# [Material provided]
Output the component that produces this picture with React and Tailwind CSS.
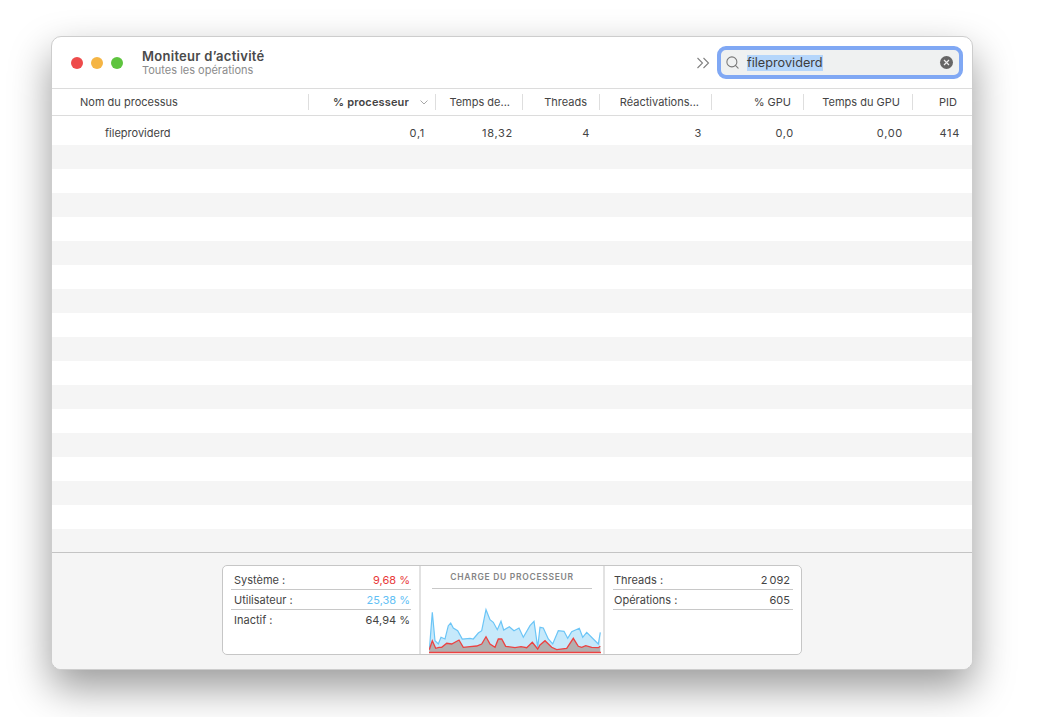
import { Search } from 'lucide-react';

const gridCols = 'grid grid-cols-[257px_127px_87px_77px_112px_92px_109px_1fr]';

const colonnes = [
    { label: 'Nom du processus', className: 'justify-start pl-[28px]' },
    { label: '% processeur', className: 'justify-end pr-[26px] font-semibold tracking-[0.15px]' },
    { label: 'Temps de...' },
    { label: 'Threads' },
    { label: 'Réactivations...' },
    { label: '% GPU' },
    { label: 'Temps du GPU' },
    { label: 'PID', className: 'justify-end pr-[15px]', last: true },
];

const valeurs = ['0,1', '18,32', '4', '3', '0,0', '0,00', '414'];

const bleu = [
    [0.3, 46.7], [3.3, 8.3], [6, 36.7], [9.3, 40], [12, 33.3], [16, 35], [19.3, 21.7], [21.7, 19], [24.3, 24],
    [28.7, 26.7], [33.3, 35], [41, 34.3], [44.3, 35], [49.3, 29], [52.7, 26.7], [57, 5.7], [61, 15.7], [64.3, 18.3],
    [68.3, 25.7], [72, 17.3], [74.7, 26], [80.3, 22.7], [85, 26.7], [90, 24], [94.3, 33.3], [101, 21.7], [105, 17.3],
    [108.7, 43.3], [111, 23.3], [114.3, 24], [119.3, 35], [123.7, 40], [129.3, 26.7], [135, 27.3], [138.7, 34.3],
    [142.7, 27.7], [150.3, 24.3], [153.7, 33.3], [157.7, 28.3], [164.3, 35], [169.3, 40], [171.3, 28.3],
];

const rouge = [
    [0.3, 45.7], [3.3, 36.7], [6.7, 44.3], [10, 43.3], [12.7, 43.3], [17.7, 39.3], [22.7, 40], [30, 36], [34.3, 43.3],
    [41, 42.7], [47.7, 42], [52.7, 40], [57, 32.7], [61, 40], [66, 43.3], [69.3, 35], [72.7, 35], [76.7, 42.3],
    [86, 43.7], [92, 42.7], [97.7, 43.7], [103.3, 38.3], [108.7, 45], [111, 41], [116, 36.7], [122.7, 43.3],
    [127.7, 45.7], [137.7, 44.3], [144.3, 34.3], [149.3, 42.3], [152.7, 43.3], [156.7, 41.7], [162.7, 43.3],
    [169.3, 43.7], [171.3, 42.3],
];

const ligne = (pts) => pts.map((p) => p.join(',')).join(' ');
const aire = (pts) => `0.3,49 ${ligne(pts)} 171.3,49`;

const Graphique = () => (
    <svg width="172" height="50" viewBox="0 0 172 50" className="block">
        <polygon points={aire(bleu)} fill="#c6e9fb" />
        <polyline points={ligne(bleu)} fill="none" stroke="#6cc5f6" strokeWidth="1.2" />
        <polygon points={aire(rouge)} fill="#b3afaf" />
        <polyline points={ligne(rouge)} fill="none" stroke="#ec4242" strokeWidth="1.3" />
        <line x1="0" y1="48.5" x2="172" y2="48.5" stroke="#ec4242" strokeWidth="1.4" />
    </svg>
);

const Stat = ({ label, value, color = 'text-[#444]', border = true, className }) => (
    <div className={`h-5 flex items-center justify-between ${className} ${border ? 'pt-px border-b border-[#c8c8c8]' : ''}`}>
        <span>{label}</span>
        <span className={color}>{value}</span>
    </div>
);

const App = () => {
    return (
        <div className="h-screen overflow-hidden bg-white pt-[36px] pl-[51px] font-['Inter','Liberation_Sans',sans-serif] text-[11px] text-[#444]">
            <div className="w-[922px] h-[634px] flex flex-col rounded-[10px] overflow-hidden bg-white border border-[#cdcdcd] shadow-[0_18px_40px_rgba(0,0,0,0.4)]">
                {/* Barre de titre */}
                <div className="h-[52px] shrink-0 flex items-center pl-[19px] pr-[9px] border-b border-[#dcdcdc]">
                    <div className="flex gap-2">
                        <span className="w-3 h-3 rounded-full bg-[#ee4b4b]"></span>
                        <span className="w-3 h-3 rounded-full bg-[#f5b544]"></span>
                        <span className="w-3 h-3 rounded-full bg-[#5ec43e]"></span>
                    </div>
                    <div className="ml-[19px] -mt-[1px]">
                        <div className="text-[13px] leading-4 font-semibold tracking-[0.28px] text-[#4a4a4a]">Moniteur d’activité</div>
                        <div className="text-[11px] leading-[13px] text-[#8c8c8c]">Toutes les opérations</div>
                    </div>
                    <svg width="14" height="12" viewBox="0 0 14 12" fill="none" stroke="#808080" strokeWidth="1.1" className="ml-auto mr-[7px]">
                        <path d="M1.5 1 L6.5 6 L1.5 11" />
                        <path d="M7.5 1 L12.5 6 L7.5 11" />
                    </svg>
                    <div className="w-[246px] h-[33px] flex items-center rounded-[9px] bg-[#eff1f1] border-[4px] border-[#80a8f4] pl-[4px] pr-[6px]">
                        <Search size={15} strokeWidth={1.7} className="text-[#777]" />
                        <span className="ml-[7px] text-[12.7px] leading-[16px] text-[#3d3d3d] bg-[#b5d6fb]">fileproviderd</span>
                        <span className="ml-auto w-[13px] h-[13px] rounded-full bg-[#666] flex items-center justify-center">
                            <svg width="7" height="7" viewBox="0 0 7 7" stroke="#eee" strokeWidth="1.2">
                                <path d="M1 1 L6 6 M6 1 L1 6" />
                            </svg>
                        </span>
                    </div>
                </div>

                {/* En-têtes */}
                <div className={`${gridCols} h-[27px] shrink-0 border-b border-[#dcdcdc] items-center`}>
                    {colonnes.map((c) => (
                        <div
                            key={c.label}
                            className={`relative h-4 flex items-center ${c.className || 'justify-end pr-3'} ${c.last ? '' : 'border-r border-[#dedede]'}`}
                        >
                            {c.label}
                            {c.label === '% processeur' && (
                                <svg width="8" height="5" viewBox="0 0 8 5" fill="none" stroke="#a8a8a8" className="absolute right-[7px] top-[6px]">
                                    <path d="M0.5 0.5 L4 4 L7.5 0.5" />
                                </svg>
                            )}
                        </div>
                    ))}
                </div>

                {/* Liste des processus */}
                <div className="flex-1 min-h-0 overflow-hidden">
                    <div className={`${gridCols} h-[29px] pt-[6px] items-center`}>
                        <div className="pl-[53px]">fileproviderd</div>
                        {valeurs.map((v, i) => (
                            <div key={i} className={`text-right tracking-[0.7px] ${i === 0 ? 'pr-[11px]' : i === 6 ? 'pr-[12px]' : 'pr-[10px]'}`}>{v}</div>
                        ))}
                    </div>
                    {Array.from({ length: 17 }).map((_, i) => (
                        <div key={i} className={`h-6 ${i % 2 === 0 ? 'bg-[#f5f5f5]' : 'bg-white'}`}></div>
                    ))}
                </div>

                {/* Charge */}
                <div className="h-[117px] shrink-0 bg-[#f5f5f5] border-t border-[#c4c4c4] flex justify-center pt-3">
                    <div className="w-[580px] h-[90px] flex bg-white rounded-[5px] border border-[#c6c6c6] overflow-hidden">
                        <div className="w-[198px] shrink-0 px-[8px] pt-[4px] border-r-2 border-[#e2e2e2]">
                            <Stat label="Système :" value="9,68 %" color="text-[#e8393a]" className="pl-[3px] pr-px" />
                            <Stat label="Utilisateur :" value="25,38 %" color="text-[#63bff5]" className="pl-[3px] pr-px" />
                            <Stat label="Inactif :" value="64,94 %" border={false} className="pl-[3px] pr-px" />
                        </div>
                        <div className="w-[184px] shrink-0 flex flex-col border-r-2 border-[#e2e2e2] pl-[8px]">
                            <div className="mx-[3px] w-[160px] h-[23px] text-[8.5px] font-semibold tracking-[0.7px] text-[#858585] text-center leading-[22px] border-b border-[#c8c8c8]">
                                CHARGE DU PROCESSEUR
                            </div>
                            <div className="mt-auto">
                                <Graphique />
                            </div>
                        </div>
                        <div className="flex-1 pl-[8px] pr-[8px] pt-[4px]">
                            <Stat label="Threads :" value={'2\u202f092'} className="pl-px pr-[3px]" />
                            <Stat label="Opérations :" value="605" className="pl-px pr-[3px]" />
                        </div>
                    </div>
                </div>
            </div>
        </div>
    );
};

export default App;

# [What you need to do]
Take the material above from its first line through the line holding "const gridCols = 'grid" and set it down exactly, without the pictures.

# [The response]
Output the component that produces this picture with React and Tailwind CSS.
import { Search } from 'lucide-react';

const gridCols = 'grid grid-cols-[257px_127px_87px_77px_112px_92px_109px_1fr]';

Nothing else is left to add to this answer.